What you should do: Reproduce all entries precisely, down to the last character.
==========
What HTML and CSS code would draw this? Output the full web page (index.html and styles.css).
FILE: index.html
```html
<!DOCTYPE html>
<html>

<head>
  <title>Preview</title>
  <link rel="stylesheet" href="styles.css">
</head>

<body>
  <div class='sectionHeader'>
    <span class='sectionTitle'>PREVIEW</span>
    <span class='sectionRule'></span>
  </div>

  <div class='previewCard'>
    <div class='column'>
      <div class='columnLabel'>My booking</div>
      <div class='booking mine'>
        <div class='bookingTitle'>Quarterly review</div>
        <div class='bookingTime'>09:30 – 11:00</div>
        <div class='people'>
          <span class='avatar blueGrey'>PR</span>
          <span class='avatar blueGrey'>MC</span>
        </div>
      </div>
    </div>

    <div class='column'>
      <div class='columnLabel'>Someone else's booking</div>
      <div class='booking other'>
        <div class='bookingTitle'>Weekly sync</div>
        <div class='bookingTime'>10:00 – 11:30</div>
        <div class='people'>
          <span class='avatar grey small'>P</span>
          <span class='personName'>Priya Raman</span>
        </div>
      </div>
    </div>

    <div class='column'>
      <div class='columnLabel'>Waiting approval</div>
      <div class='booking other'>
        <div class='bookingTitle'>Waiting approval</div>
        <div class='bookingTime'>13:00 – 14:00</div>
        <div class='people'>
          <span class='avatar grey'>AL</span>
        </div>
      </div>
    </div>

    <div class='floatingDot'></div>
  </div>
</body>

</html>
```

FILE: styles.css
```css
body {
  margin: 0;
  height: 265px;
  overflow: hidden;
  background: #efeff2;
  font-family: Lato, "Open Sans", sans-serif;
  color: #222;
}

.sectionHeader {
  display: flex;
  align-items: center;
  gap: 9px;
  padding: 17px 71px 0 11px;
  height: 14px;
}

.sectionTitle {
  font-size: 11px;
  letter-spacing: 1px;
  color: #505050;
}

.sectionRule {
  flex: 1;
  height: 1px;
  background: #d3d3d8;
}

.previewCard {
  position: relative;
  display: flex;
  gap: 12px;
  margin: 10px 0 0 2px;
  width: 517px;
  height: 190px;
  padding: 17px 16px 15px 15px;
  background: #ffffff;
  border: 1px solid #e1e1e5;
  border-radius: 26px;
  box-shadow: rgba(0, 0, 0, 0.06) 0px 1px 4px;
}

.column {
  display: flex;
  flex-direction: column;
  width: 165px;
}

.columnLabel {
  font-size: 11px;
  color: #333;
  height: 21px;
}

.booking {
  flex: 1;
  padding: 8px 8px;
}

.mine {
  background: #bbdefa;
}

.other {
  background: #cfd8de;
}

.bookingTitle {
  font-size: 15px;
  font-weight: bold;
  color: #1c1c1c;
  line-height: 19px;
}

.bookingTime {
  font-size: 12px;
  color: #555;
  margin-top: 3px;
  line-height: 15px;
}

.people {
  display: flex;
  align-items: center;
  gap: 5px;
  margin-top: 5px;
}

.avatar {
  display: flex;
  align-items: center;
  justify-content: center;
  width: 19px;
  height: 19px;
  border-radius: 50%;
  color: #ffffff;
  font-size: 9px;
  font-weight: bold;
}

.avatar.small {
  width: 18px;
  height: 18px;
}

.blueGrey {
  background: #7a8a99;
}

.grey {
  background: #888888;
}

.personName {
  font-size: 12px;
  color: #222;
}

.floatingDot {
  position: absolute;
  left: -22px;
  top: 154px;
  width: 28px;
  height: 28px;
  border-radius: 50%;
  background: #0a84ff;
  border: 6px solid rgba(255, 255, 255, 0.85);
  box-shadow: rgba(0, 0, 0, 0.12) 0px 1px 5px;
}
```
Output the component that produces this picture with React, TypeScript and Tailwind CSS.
==========
Result of this task:
What HTML and CSS code would draw this? Output the full web page (index.html and styles.css).
FILE: index.html
```html
<!DOCTYPE html>
<html>

<head>
  <title>Preview</title>
  <link rel="stylesheet" href="styles.css">
</head>

<body>
  <div class='sectionHeader'>
    <span class='sectionTitle'>PREVIEW</span>
    <span class='sectionRule'></span>
  </div>

  <div class='previewCard'>
    <div class='column'>
      <div class='columnLabel'>My booking</div>
      <div class='booking mine'>
        <div class='bookingTitle'>Quarterly review</div>
        <div class='bookingTime'>09:30 – 11:00</div>
        <div class='people'>
          <span class='avatar blueGrey'>PR</span>
          <span class='avatar blueGrey'>MC</span>
        </div>
      </div>
    </div>

    <div class='column'>
      <div class='columnLabel'>Someone else's booking</div>
      <div class='booking other'>
        <div class='bookingTitle'>Weekly sync</div>
        <div class='bookingTime'>10:00 – 11:30</div>
        <div class='people'>
          <span class='avatar grey small'>P</span>
          <span class='personName'>Priya Raman</span>
        </div>
      </div>
    </div>

    <div class='column'>
      <div class='columnLabel'>Waiting approval</div>
      <div class='booking other'>
        <div class='bookingTitle'>Waiting approval</div>
        <div class='bookingTime'>13:00 – 14:00</div>
        <div class='people'>
          <span class='avatar grey'>AL</span>
        </div>
      </div>
    </div>

    <div class='floatingDot'></div>
  </div>
</body>

</html>
```

FILE: styles.css
```css
body {
  margin: 0;
  height: 265px;
  overflow: hidden;
  background: #efeff2;
  font-family: Lato, "Open Sans", sans-serif;
  color: #222;
}

.sectionHeader {
  display: flex;
  align-items: center;
  gap: 9px;
  padding: 17px 71px 0 11px;
  height: 14px;
}

.sectionTitle {
  font-size: 11px;
  letter-spacing: 1px;
  color: #505050;
}

.sectionRule {
  flex: 1;
  height: 1px;
  background: #d3d3d8;
}

.previewCard {
  position: relative;
  display: flex;
  gap: 12px;
  margin: 10px 0 0 2px;
  width: 517px;
  height: 190px;
  padding: 17px 16px 15px 15px;
  background: #ffffff;
  border: 1px solid #e1e1e5;
  border-radius: 26px;
  box-shadow: rgba(0, 0, 0, 0.06) 0px 1px 4px;
}

.column {
  display: flex;
  flex-direction: column;
  width: 165px;
}

.columnLabel {
  font-size: 11px;
  color: #333;
  height: 21px;
}

.booking {
  flex: 1;
  padding: 8px 8px;
}

.mine {
  background: #bbdefa;
}

.other {
  background: #cfd8de;
}

.bookingTitle {
  font-size: 15px;
  font-weight: bold;
  color: #1c1c1c;
  line-height: 19px;
}

.bookingTime {
  font-size: 12px;
  color: #555;
  margin-top: 3px;
  line-height: 15px;
}

.people {
  display: flex;
  align-items: center;
  gap: 5px;
  margin-top: 5px;
}

.avatar {
  display: flex;
  align-items: center;
  justify-content: center;
  width: 19px;
  height: 19px;
  border-radius: 50%;
  color: #ffffff;
  font-size: 9px;
  font-weight: bold;
}

.avatar.small {
  width: 18px;
  height: 18px;
}

.blueGrey {
  background: #7a8a99;
}

.grey {
  background: #888888;
}

.personName {
  font-size: 12px;
  color: #222;
}

.floatingDot {
  position: absolute;
  left: -22px;
  top: 154px;
  width: 28px;
  height: 28px;
  border-radius: 50%;
  background: #0a84ff;
  border: 6px solid rgba(255, 255, 255, 0.85);
  box-shadow: rgba(0, 0, 0, 0.12) 0px 1px 5px;
}
```
Output the component that produces this picture with React, TypeScript and Tailwind CSS.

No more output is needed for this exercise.